Why verbally, or—God forbid—mentally reminisce about 2013? Save that brain space, kiddo, and let the Internet do it for you.

My year according to Facebook

If you click on your own Facebook profile, there’s an icon below your profile that lets you view your year in review.

It also creates a montage of about six different photos that fade in and out. You might assume that these are highlights… which means Facebook believes me to be an alcoholic.

A couple of other questionable big moments:

This gentleman I spotted at CES…

My attendance of the Portland Corgi Parade (sans Corgi… or any other dog).

The things Facebook got right: many posts involving my family, my new job here at the Daily Dot, and meeting Grumpy Cat (duh).

Most of the other high points were me being a jerk about something or someone. Those were what got the most likes. 

Conclusion: Facebook paints a picture of a year revolved around work, drinking, sarcasm… and a little family here and there.

My year according to Instagram

Statigram has a tool letting you revisit the best of your 2013 Instagramminess. Unfortunately, mine is about as fun-filled as a box of dead puppies. 

I feel slighted: I'm fun! I do fun things! 

But this is just boring and lacking any explanation. What is that concert? Who are these people? The most depressing part is that photo of sparse trees against a blue backdrop. It's just bumming everybody out. I enjoy and share the most on Instagram, so this feels like a betrayal. You don't know me at all. 

Conclusion: In summary, Instagram thinks I have three friends and that my life is the stuff ForeverAlones are made of.

My year according to Twitter

While Twitter didn’t create its own feature, Vizify, a Twitter analytics app that is—surprise!—actually fun to use, did.

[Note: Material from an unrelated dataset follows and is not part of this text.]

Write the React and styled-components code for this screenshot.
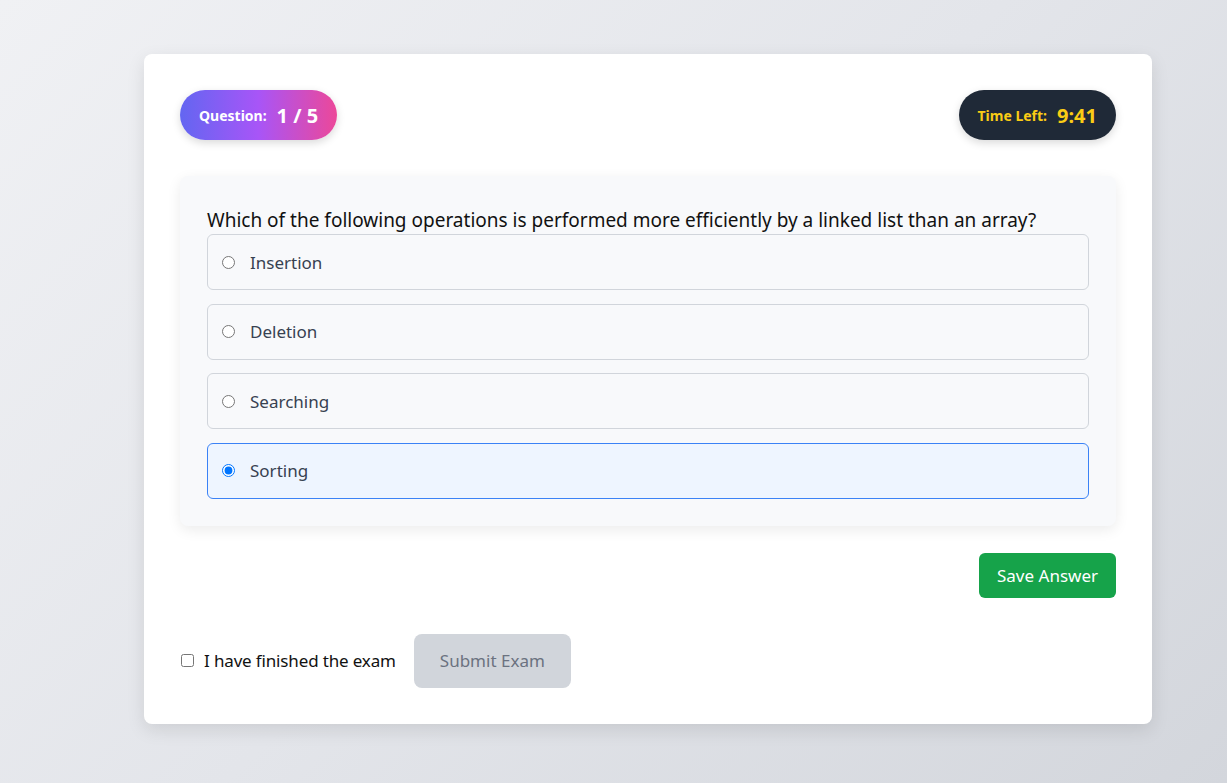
import { useState } from 'react';
import styled, { createGlobalStyle } from 'styled-components';

const GlobalStyle = createGlobalStyle`
    html, body {
        margin: 0;
        padding: 0;
    }
    body {
        font-family: "Noto Sans", "Open Sans", Arial, sans-serif;
        background: linear-gradient(135deg, #f0f1f4 0%, #e3e5ea 50%, #d3d6dc 100%);
        min-height: 100vh;
    }
`;

// Página
const Page = styled.div`
    min-height: 100vh;
    box-sizing: border-box;
    padding: 54px 0 60px 144px;
`;

// Cartão principal
const Card = styled.div`
    width: 1008px;
    box-sizing: border-box;
    background: #ffffff;
    border-radius: 8px;
    padding: 36px;
    box-shadow: 0 6px 18px rgba(0, 0, 0, 0.1);
`;

const TopBar = styled.div`
    display: flex;
    justify-content: space-between;
    align-items: center;
    margin-bottom: 36px;
`;

const Pill = styled.div`
    height: 50px;
    box-sizing: border-box;
    padding: 0 19px;
    border-radius: 25px;
    display: flex;
    align-items: center;
    gap: 10px;
    color: ${props => (props.dark ? '#facc15' : '#ffffff')};
    background: ${props => (props.dark
        ? '#1f2937'
        : 'linear-gradient(90deg, #6366f1 0%, #a855f7 50%, #ec4899 100%)')};
    box-shadow: 0 3px 8px rgba(0, 0, 0, 0.15);
`;

const PillLabel = styled.span`
    font-size: 14px;
    font-weight: 700;
`;

const PillValue = styled.span`
    font-size: 20px;
    font-weight: 700;
`;

// Painel da pergunta
const QuestionPanel = styled.div`
    background: #f8f9fb;
    border-radius: 8px;
    padding: 30px 27px 27px;
    box-shadow: 0 4px 14px rgba(0, 0, 0, 0.08);
`;

const QuestionText = styled.p`
    margin: 0;
    font-size: 19px;
    line-height: 28px;
    color: #111111;
`;

const Options = styled.div`
    display: flex;
    flex-direction: column;
    gap: 13.67px;
`;

const Option = styled.label`
    display: flex;
    align-items: center;
    height: 56px;
    box-sizing: border-box;
    padding: 0 14px;
    gap: 15px;
    border: 1px solid ${props => (props.selected ? '#3b82f6' : '#d1d5db')};
    background: ${props => (props.selected ? '#eef5ff' : '#f8f9fb')};
    border-radius: 6px;
    cursor: pointer;
    font-size: 17px;
    color: #374151;
`;

const Radio = styled.input`
    margin: 0;
    width: 13px;
    height: 13px;
`;

const Actions = styled.div`
    display: flex;
    justify-content: flex-end;
    margin-top: 27px;
`;

const SaveButton = styled.button`
    height: 45px;
    padding: 0 18px;
    border: none;
    border-radius: 6px;
    background: #16a34a;
    color: #ffffff;
    font-family: inherit;
    font-size: 17px;
    cursor: pointer;
`;

const Footer = styled.div`
    display: flex;
    align-items: center;
    margin-top: 36px;
    gap: 18px;
`;

const FinishLabel = styled.label`
    display: flex;
    align-items: center;
    gap: 10px;
    font-size: 17px;
    letter-spacing: -0.15px;
    color: #111111;
`;

const Checkbox = styled.input`
    margin: 0 0 0 1px;
    width: 13px;
    height: 13px;
`;

const SubmitButton = styled.button`
    height: 54px;
    width: 157px;
    border: none;
    border-radius: 8px;
    background: #d1d5db;
    color: #6b7280;
    font-family: inherit;
    font-size: 17px;
`;

const opcoes = ['Insertion', 'Deletion', 'Searching', 'Sorting'];

function App() {
    const [selecionada, setSelecionada] = useState('Sorting');
    const [terminou, setTerminou] = useState(false);

    return (
        <Page>
            <GlobalStyle />
            <Card>
                <TopBar>
                    <Pill>
                        <PillLabel>Question:</PillLabel>
                        <PillValue>1 / 5</PillValue>
                    </Pill>
                    <Pill dark>
                        <PillLabel>Time Left:</PillLabel>
                        <PillValue>9:41</PillValue>
                    </Pill>
                </TopBar>

                <QuestionPanel>
                    <QuestionText>
                        Which of the following operations is performed more efficiently by a linked list than an array?
                    </QuestionText>
                    <Options>
                        {opcoes.map(op => (
                            <Option key={op} selected={selecionada === op}>
                                <Radio
                                    type="radio"
                                    name="resposta"
                                    checked={selecionada === op}
                                    onChange={() => setSelecionada(op)}
                                />
                                {op}
                            </Option>
                        ))}
                    </Options>
                </QuestionPanel>

                <Actions>
                    <SaveButton>Save Answer</SaveButton>
                </Actions>

                <Footer>
                    <FinishLabel>
                        <Checkbox
                            type="checkbox"
                            checked={terminou}
                            onChange={(e) => setTerminou(e.target.checked)}
                        />
                        I have finished the exam
                    </FinishLabel>
                    <SubmitButton disabled={!terminou}>Submit Exam</SubmitButton>
                </Footer>
            </Card>
        </Page>
    );
}

export default App;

Because I push a lot of random nonsense to Twitter, the photos are just that—random. But the Vine video from the Mashable party at SXSW is fun, and I’ve got to say I really like my “golden tweet.”

Conclusion: The general picture Twitter paints is a confusing, nonsensical one, wherein I am using Twitter to talk about Twitter and things like Twitter. It’s like the only thing in my life is Internet. Bleak.

My year according to Google+

Um… this is nonexistent. For me at least. Because I don’t post anything to Google+, the service has nothing to tell me about myself. 2013 for nonexistent for my Google+ persona.